== PROVIDED DATA
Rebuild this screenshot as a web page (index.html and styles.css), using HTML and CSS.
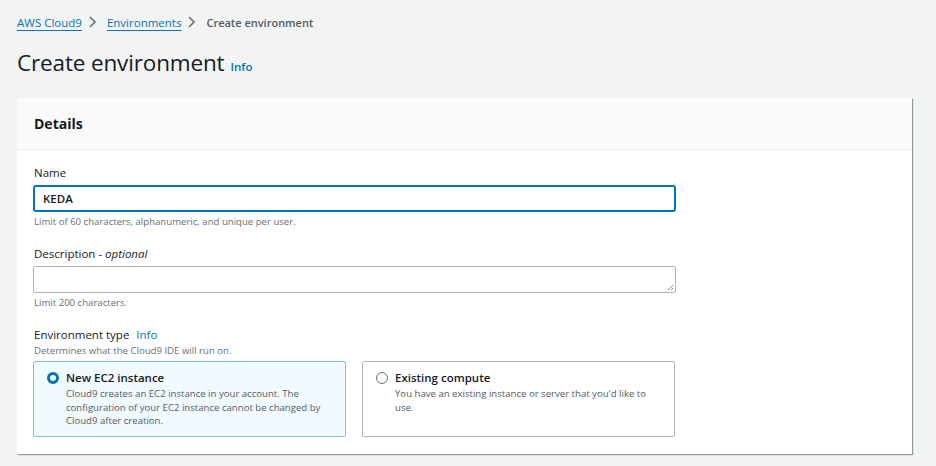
FILE: index.html
```html
<!DOCTYPE html>
<html lang="en">
<head>
<meta charset="utf-8">
<title>Create environment</title>
<link rel="stylesheet" href="styles.css">
</head>
<body>
<nav class="crumbs">
  <a class="crumb-link" href="#">AWS Cloud9</a>
  <svg class="chev" viewBox="0 0 10 14" width="10" height="14"><path d="M3 2l5 5-5 5" fill="none" stroke="#687078" stroke-width="1.6"/></svg>
  <a class="crumb-link" href="#">Environments</a>
  <svg class="chev" viewBox="0 0 10 14" width="10" height="14"><path d="M3 2l5 5-5 5" fill="none" stroke="#687078" stroke-width="1.6"/></svg>
  <span class="crumb-current">Create environment</span>
</nav>
<header class="page-head">
  <h1 class="page-title">Create environment</h1>
  <a class="info" href="#">Info</a>
</header>
<section class="card">
  <div class="card-head"><h2 class="card-title">Details</h2></div>
  <div class="card-body">
    <div class="field">
      <label class="label">Name</label>
      <div class="input focused">KEDA</div>
      <div class="hint">Limit of 60 characters, alphanumeric, and unique per user.</div>
    </div>
    <div class="field">
      <label class="label">Description - <i>optional</i></label>
      <div class="input textarea"><svg class="grip" viewBox="0 0 8 8" width="8" height="8"><path d="M7 2L2 7M7 5L5 7" stroke="#888" stroke-width="1"/></svg></div>
      <div class="hint">Limit 200 characters.</div>
    </div>
    <div class="field">
      <div class="label">Environment type <a class="info info-l" href="#">Info</a></div>
      <div class="hint hint-top">Determines what the Cloud9 IDE will run on.</div>
      <div class="tiles">
        <div class="tile selected">
          <span class="radio on"></span>
          <div class="tile-text">
            <div class="tile-title">New EC2 instance</div>
            <div class="tile-desc">Cloud9 creates an EC2 instance in your account. The configuration of your EC2 instance cannot be changed by Cloud9 after creation.</div>
          </div>
        </div>
        <div class="tile">
          <span class="radio"></span>
          <div class="tile-text">
            <div class="tile-title">Existing compute</div>
            <div class="tile-desc">You have an existing instance or server that you'd like to use.</div>
          </div>
        </div>
      </div>
    </div>
  </div>
</section>
</body>
</html>
```
FILE: styles.css
```css
* { box-sizing: border-box; }
html, body { margin: 0; }
body {
  background: #f2f3f3;
  font-family: "Open Sans", "Noto Sans", Arial, sans-serif;
  color: #16191f;
  padding: 13px 0 0 17px;
  width: 936px;
  height: 466px;
  overflow: hidden;
}
.crumbs {
  display: flex;
  align-items: center;
  height: 18px;
  font-size: 11.5px;
}
.crumb-link {
  color: #0073bb;
  text-decoration: underline;
  text-underline-offset: 3px;
  text-decoration-thickness: 1px;
}
.chev { margin: 0 10px 0 5px; }
.crumb-current { color: #545b64; font-weight: 600; font-size: 11px; }
.page-head {
  display: flex;
  align-items: baseline;
  margin-top: 17px;
  height: 34px;
}
.page-title {
  margin: 0;
  font-size: 22.5px;
  font-weight: 400;
  line-height: 30px;
  letter-spacing: -0.15px;
}
.info {
  color: #0073bb;
  font-size: 11.5px;
  font-weight: 600;
  text-decoration: none;
  margin-left: 6px;
}
.card {
  margin-top: 16px;
  width: 895px;
  background: #fff;
  box-shadow: 1px 1px 1px 0 rgba(0, 28, 36, 0.3), 1px 1px 1px 0 rgba(0, 28, 36, 0.15);
}
.card-head {
  height: 52px;
  background: #fafafa;
  border-bottom: 1px solid #eaeded;
  display: flex;
  align-items: center;
  padding-left: 17px;
}
.card-title {
  margin: 0;
  font-size: 14px;
  font-weight: 700;
}
.card-body {
  padding: 15px 17px 17px 16px;
}
.field { margin-bottom: 17px; }
.field:last-child { margin-bottom: 0; }
.label {
  display: block;
  font-size: 11.5px;
  line-height: 16px;
  padding-left: 1px;
  margin-bottom: 4px;
}
.label i { font-style: italic; }
.info-l { font-weight: 400; font-size: 11.5px; margin-left: 4px; }
.input {
  width: 643px;
  height: 27px;
  border: 1px solid #aab7b8;
  border-radius: 2px;
  font-size: 11.5px;
  line-height: 25px;
  padding-left: 9px;
  font-weight: 600;
  position: relative;
}
.input.focused {
  border: 2px solid #0073bb;
  border-radius: 3px;
  line-height: 23px;
  padding-left: 8px;
}
.grip { position: absolute; right: 1px; bottom: 1px; }
.hint {
  font-size: 9.6px;
  color: #687078;
  line-height: 14px;
  margin-top: 3px;
  padding-left: 1px;
}
.hint-top { margin-top: -3px; margin-bottom: 3px; }
.tiles {
  display: flex;
  gap: 16px;
}
.tile {
  width: 313px;
  height: 76px;
  border: 1px solid #aab7b8;
  border-radius: 2px;
  display: flex;
  gap: 7px;
  padding: 8px 12px 0 13px;
}
.tile.selected {
  background: #f1faff;
  border-color: #7dc3e5;
}
.radio {
  flex: none;
  width: 12px;
  height: 12px;
  border-radius: 50%;
  border: 1.5px solid #687078;
  margin-top: 2px;
}
.radio.on {
  border: 3.5px solid #0073bb;
  background: #fff;
}
.tile-title {
  font-size: 11.5px;
  font-weight: 600;
  line-height: 16px;
}
.tile-desc {
  font-size: 9.6px;
  color: #545b64;
  line-height: 13.5px;
  margin-top: 1px;
}
```
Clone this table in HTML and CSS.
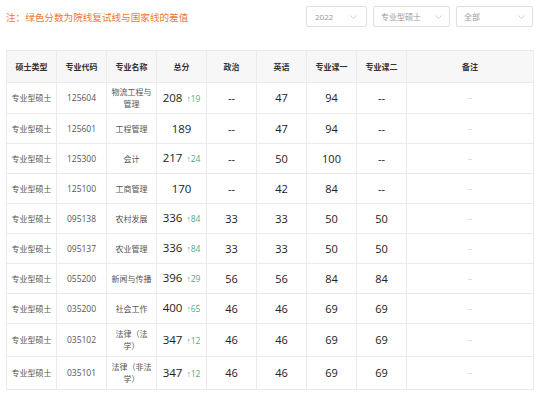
====
→ EXERCISE PROMPT: Pictures in the records must not appear in the copy; transcribe everything else precisely.

→ SOLUTION TO THE EXERCISE:
Rebuild this screenshot as a web page (index.html and styles.css), using HTML and CSS.
FILE: index.html
```html
<!DOCTYPE html>
<html lang="en">
<head>
<meta charset="utf-8">
<title>Create environment</title>
<link rel="stylesheet" href="styles.css">
</head>
<body>
<nav class="crumbs">
  <a class="crumb-link" href="#">AWS Cloud9</a>
  <svg class="chev" viewBox="0 0 10 14" width="10" height="14"><path d="M3 2l5 5-5 5" fill="none" stroke="#687078" stroke-width="1.6"/></svg>
  <a class="crumb-link" href="#">Environments</a>
  <svg class="chev" viewBox="0 0 10 14" width="10" height="14"><path d="M3 2l5 5-5 5" fill="none" stroke="#687078" stroke-width="1.6"/></svg>
  <span class="crumb-current">Create environment</span>
</nav>
<header class="page-head">
  <h1 class="page-title">Create environment</h1>
  <a class="info" href="#">Info</a>
</header>
<section class="card">
  <div class="card-head"><h2 class="card-title">Details</h2></div>
  <div class="card-body">
    <div class="field">
      <label class="label">Name</label>
      <div class="input focused">KEDA</div>
      <div class="hint">Limit of 60 characters, alphanumeric, and unique per user.</div>
    </div>
    <div class="field">
      <label class="label">Description - <i>optional</i></label>
      <div class="input textarea"><svg class="grip" viewBox="0 0 8 8" width="8" height="8"><path d="M7 2L2 7M7 5L5 7" stroke="#888" stroke-width="1"/></svg></div>
      <div class="hint">Limit 200 characters.</div>
    </div>
    <div class="field">
      <div class="label">Environment type <a class="info info-l" href="#">Info</a></div>
      <div class="hint hint-top">Determines what the Cloud9 IDE will run on.</div>
      <div class="tiles">
        <div class="tile selected">
          <span class="radio on"></span>
          <div class="tile-text">
            <div class="tile-title">New EC2 instance</div>
            <div class="tile-desc">Cloud9 creates an EC2 instance in your account. The configuration of your EC2 instance cannot be changed by Cloud9 after creation.</div>
          </div>
        </div>
        <div class="tile">
          <span class="radio"></span>
          <div class="tile-text">
            <div class="tile-title">Existing compute</div>
            <div class="tile-desc">You have an existing instance or server that you'd like to use.</div>
          </div>
        </div>
      </div>
    </div>
  </div>
</section>
</body>
</html>
```
FILE: styles.css
```css
* { box-sizing: border-box; }
html, body { margin: 0; }
body {
  background: #f2f3f3;
  font-family: "Open Sans", "Noto Sans", Arial, sans-serif;
  color: #16191f;
  padding: 13px 0 0 17px;
  width: 936px;
  height: 466px;
  overflow: hidden;
}
.crumbs {
  display: flex;
  align-items: center;
  height: 18px;
  font-size: 11.5px;
}
.crumb-link {
  color: #0073bb;
  text-decoration: underline;
  text-underline-offset: 3px;
  text-decoration-thickness: 1px;
}
.chev { margin: 0 10px 0 5px; }
.crumb-current { color: #545b64; font-weight: 600; font-size: 11px; }
.page-head {
  display: flex;
  align-items: baseline;
  margin-top: 17px;
  height: 34px;
}
.page-title {
  margin: 0;
  font-size: 22.5px;
  font-weight: 400;
  line-height: 30px;
  letter-spacing: -0.15px;
}
.info {
  color: #0073bb;
  font-size: 11.5px;
  font-weight: 600;
  text-decoration: none;
  margin-left: 6px;
}
.card {
  margin-top: 16px;
  width: 895px;
  background: #fff;
  box-shadow: 1px 1px 1px 0 rgba(0, 28, 36, 0.3), 1px 1px 1px 0 rgba(0, 28, 36, 0.15);
}
.card-head {
  height: 52px;
  background: #fafafa;
  border-bottom: 1px solid #eaeded;
  display: flex;
  align-items: center;
  padding-left: 17px;
}
.card-title {
  margin: 0;
  font-size: 14px;
  font-weight: 700;
}
.card-body {
  padding: 15px 17px 17px 16px;
}
.field { margin-bottom: 17px; }
.field:last-child { margin-bottom: 0; }
.label {
  display: block;
  font-size: 11.5px;
  line-height: 16px;
  padding-left: 1px;
  margin-bottom: 4px;
}
.label i { font-style: italic; }
.info-l { font-weight: 400; font-size: 11.5px; margin-left: 4px; }
.input {
  width: 643px;
  height: 27px;
  border: 1px solid #aab7b8;
  border-radius: 2px;
  font-size: 11.5px;
  line-height: 25px;
  padding-left: 9px;
  font-weight: 600;
  position: relative;
}
.input.focused {
  border: 2px solid #0073bb;
  border-radius: 3px;
  line-height: 23px;
  padding-left: 8px;
}
.grip { position: absolute; right: 1px; bottom: 1px; }
.hint {
  font-size: 9.6px;
  color: #687078;
  line-height: 14px;
  margin-top: 3px;
  padding-left: 1px;
}
.hint-top { margin-top: -3px; margin-bottom: 3px; }
.tiles {
  display: flex;
  gap: 16px;
}
.tile {
  width: 313px;
  height: 76px;
  border: 1px solid #aab7b8;
  border-radius: 2px;
  display: flex;
  gap: 7px;
  padding: 8px 12px 0 13px;
}
.tile.selected {
  background: #f1faff;
  border-color: #7dc3e5;
}
.radio {
  flex: none;
  width: 12px;
  height: 12px;
  border-radius: 50%;
  border: 1.5px solid #687078;
  margin-top: 2px;
}
.radio.on {
  border: 3.5px solid #0073bb;
  background: #fff;
}
.tile-title {
  font-size: 11.5px;
  font-weight: 600;
  line-height: 16px;
}
.tile-desc {
  font-size: 9.6px;
  color: #545b64;
  line-height: 13.5px;
  margin-top: 1px;
}
```
Clone this table in HTML and CSS.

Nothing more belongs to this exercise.